* [Exercise brief]
Among the entries below, find the lines with "styled" and copy them.

====== Exercise inputs ======

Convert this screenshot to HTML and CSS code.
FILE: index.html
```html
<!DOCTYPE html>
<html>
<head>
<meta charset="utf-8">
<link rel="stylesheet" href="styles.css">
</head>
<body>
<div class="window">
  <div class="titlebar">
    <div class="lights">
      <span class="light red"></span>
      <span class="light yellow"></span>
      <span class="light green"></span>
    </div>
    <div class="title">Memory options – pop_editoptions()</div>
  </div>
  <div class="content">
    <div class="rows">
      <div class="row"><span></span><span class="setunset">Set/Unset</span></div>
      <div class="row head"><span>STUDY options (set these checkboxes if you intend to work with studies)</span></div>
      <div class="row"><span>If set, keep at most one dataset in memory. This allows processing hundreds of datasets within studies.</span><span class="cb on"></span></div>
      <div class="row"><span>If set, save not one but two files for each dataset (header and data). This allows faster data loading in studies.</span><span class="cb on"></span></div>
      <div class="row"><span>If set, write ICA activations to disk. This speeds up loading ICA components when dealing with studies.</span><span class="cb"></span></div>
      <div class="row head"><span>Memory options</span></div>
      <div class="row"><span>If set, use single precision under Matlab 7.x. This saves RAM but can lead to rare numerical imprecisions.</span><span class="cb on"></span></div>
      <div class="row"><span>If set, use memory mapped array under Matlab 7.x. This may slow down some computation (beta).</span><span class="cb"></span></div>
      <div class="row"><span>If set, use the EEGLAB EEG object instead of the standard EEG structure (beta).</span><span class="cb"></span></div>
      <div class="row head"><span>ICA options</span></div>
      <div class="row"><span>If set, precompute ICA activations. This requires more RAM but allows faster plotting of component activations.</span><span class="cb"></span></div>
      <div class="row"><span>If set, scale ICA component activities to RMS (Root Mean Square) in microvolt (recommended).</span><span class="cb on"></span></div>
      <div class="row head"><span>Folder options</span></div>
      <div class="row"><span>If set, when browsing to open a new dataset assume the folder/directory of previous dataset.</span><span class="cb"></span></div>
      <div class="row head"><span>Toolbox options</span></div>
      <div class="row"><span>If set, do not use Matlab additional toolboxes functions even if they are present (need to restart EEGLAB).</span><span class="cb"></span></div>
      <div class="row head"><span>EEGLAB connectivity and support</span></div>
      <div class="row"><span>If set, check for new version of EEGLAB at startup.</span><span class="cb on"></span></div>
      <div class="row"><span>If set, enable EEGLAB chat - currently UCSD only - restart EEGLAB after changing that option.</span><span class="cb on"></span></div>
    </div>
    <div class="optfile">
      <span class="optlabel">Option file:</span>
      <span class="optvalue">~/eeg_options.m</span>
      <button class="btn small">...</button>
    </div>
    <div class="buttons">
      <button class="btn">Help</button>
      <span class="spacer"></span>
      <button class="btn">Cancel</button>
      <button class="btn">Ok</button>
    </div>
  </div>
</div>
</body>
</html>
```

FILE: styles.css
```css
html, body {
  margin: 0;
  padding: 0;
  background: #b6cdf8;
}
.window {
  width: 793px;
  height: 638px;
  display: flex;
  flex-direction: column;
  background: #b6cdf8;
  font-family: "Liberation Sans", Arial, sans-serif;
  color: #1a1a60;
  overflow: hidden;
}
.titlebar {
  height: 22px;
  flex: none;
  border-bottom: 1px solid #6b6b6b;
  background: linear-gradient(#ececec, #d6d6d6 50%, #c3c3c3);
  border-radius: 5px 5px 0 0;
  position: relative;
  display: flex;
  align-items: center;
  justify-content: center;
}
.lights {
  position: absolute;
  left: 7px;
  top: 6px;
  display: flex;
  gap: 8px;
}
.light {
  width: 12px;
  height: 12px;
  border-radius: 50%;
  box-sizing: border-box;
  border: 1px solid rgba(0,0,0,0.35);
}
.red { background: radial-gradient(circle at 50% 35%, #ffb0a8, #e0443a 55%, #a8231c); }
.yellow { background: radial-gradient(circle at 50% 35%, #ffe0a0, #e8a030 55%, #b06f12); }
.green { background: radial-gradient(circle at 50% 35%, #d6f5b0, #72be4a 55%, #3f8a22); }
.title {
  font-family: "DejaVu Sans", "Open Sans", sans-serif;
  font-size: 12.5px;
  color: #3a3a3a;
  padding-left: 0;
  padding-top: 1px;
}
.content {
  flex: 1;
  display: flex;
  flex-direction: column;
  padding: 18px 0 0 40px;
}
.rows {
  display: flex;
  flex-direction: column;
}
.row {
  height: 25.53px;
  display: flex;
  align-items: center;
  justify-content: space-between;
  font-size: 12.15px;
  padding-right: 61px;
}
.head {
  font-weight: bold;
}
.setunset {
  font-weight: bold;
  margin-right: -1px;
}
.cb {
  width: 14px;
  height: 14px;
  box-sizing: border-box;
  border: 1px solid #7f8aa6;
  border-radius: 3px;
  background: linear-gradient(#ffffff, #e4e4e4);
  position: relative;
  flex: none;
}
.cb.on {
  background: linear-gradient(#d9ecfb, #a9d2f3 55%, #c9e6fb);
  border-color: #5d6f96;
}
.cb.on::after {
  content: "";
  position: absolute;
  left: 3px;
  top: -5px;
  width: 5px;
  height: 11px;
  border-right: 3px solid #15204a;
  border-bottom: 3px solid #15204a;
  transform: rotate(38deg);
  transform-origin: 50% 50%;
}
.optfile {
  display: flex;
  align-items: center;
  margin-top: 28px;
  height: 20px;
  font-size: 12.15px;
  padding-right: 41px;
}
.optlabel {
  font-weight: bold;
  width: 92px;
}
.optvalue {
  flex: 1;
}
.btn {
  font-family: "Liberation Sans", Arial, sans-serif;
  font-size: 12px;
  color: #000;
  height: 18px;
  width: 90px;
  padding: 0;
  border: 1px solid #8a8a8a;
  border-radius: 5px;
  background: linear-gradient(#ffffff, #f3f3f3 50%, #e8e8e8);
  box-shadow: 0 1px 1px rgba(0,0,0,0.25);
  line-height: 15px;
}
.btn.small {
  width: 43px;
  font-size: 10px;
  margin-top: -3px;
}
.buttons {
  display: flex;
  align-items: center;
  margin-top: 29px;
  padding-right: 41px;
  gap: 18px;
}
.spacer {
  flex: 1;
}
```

======
====== Exercise inputs ======

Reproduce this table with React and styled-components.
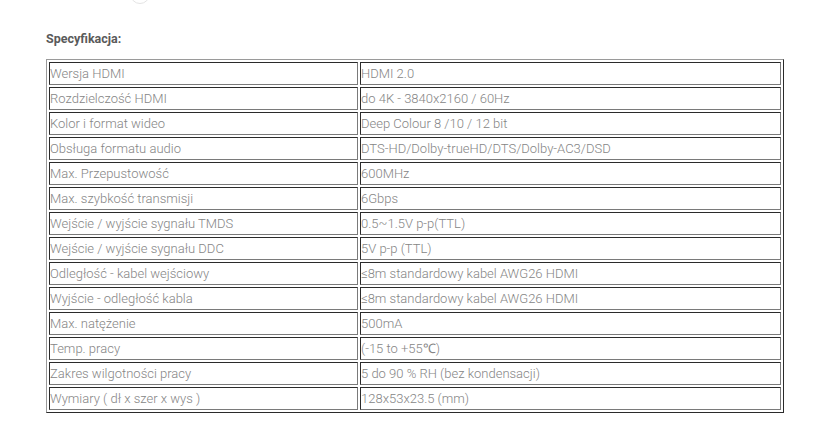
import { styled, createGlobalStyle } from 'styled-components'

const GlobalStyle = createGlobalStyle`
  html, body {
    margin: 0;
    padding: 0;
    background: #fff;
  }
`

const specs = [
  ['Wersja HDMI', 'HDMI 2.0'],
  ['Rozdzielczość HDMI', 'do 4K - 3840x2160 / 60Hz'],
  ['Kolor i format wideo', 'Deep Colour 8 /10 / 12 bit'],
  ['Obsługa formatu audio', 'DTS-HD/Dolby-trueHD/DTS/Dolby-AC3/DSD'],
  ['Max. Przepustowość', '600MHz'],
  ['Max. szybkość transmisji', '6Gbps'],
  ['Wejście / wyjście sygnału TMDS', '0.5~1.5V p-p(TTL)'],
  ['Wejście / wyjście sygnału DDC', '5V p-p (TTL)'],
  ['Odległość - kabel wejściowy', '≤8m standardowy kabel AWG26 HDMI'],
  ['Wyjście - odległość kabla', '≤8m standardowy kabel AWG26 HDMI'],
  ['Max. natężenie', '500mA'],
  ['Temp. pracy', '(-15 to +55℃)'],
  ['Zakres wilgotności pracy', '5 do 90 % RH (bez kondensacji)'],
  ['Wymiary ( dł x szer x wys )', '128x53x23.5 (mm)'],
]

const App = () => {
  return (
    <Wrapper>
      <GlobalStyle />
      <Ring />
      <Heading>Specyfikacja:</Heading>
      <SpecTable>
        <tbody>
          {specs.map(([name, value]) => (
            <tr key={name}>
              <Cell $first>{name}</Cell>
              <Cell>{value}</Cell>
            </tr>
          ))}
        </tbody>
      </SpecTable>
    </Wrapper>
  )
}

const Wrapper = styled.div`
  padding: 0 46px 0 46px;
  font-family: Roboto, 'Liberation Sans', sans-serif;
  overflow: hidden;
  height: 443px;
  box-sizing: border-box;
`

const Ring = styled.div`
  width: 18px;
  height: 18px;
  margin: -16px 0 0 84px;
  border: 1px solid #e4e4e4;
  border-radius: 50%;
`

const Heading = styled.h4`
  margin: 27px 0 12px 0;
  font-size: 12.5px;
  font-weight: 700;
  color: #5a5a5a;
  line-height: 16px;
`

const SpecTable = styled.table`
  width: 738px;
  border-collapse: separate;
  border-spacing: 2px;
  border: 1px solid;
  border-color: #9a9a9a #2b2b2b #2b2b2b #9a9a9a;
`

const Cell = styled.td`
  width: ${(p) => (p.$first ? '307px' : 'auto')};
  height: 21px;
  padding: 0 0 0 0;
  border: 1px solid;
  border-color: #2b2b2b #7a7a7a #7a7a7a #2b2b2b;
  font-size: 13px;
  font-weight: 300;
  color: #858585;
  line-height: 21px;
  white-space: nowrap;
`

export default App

======

* [Full answer]
Reproduce this table with React and styled-components.
import { styled, createGlobalStyle } from 'styled-components'
const Wrapper = styled.div`
const Ring = styled.div`
const Heading = styled.h4`
const SpecTable = styled.table`
const Cell = styled.td`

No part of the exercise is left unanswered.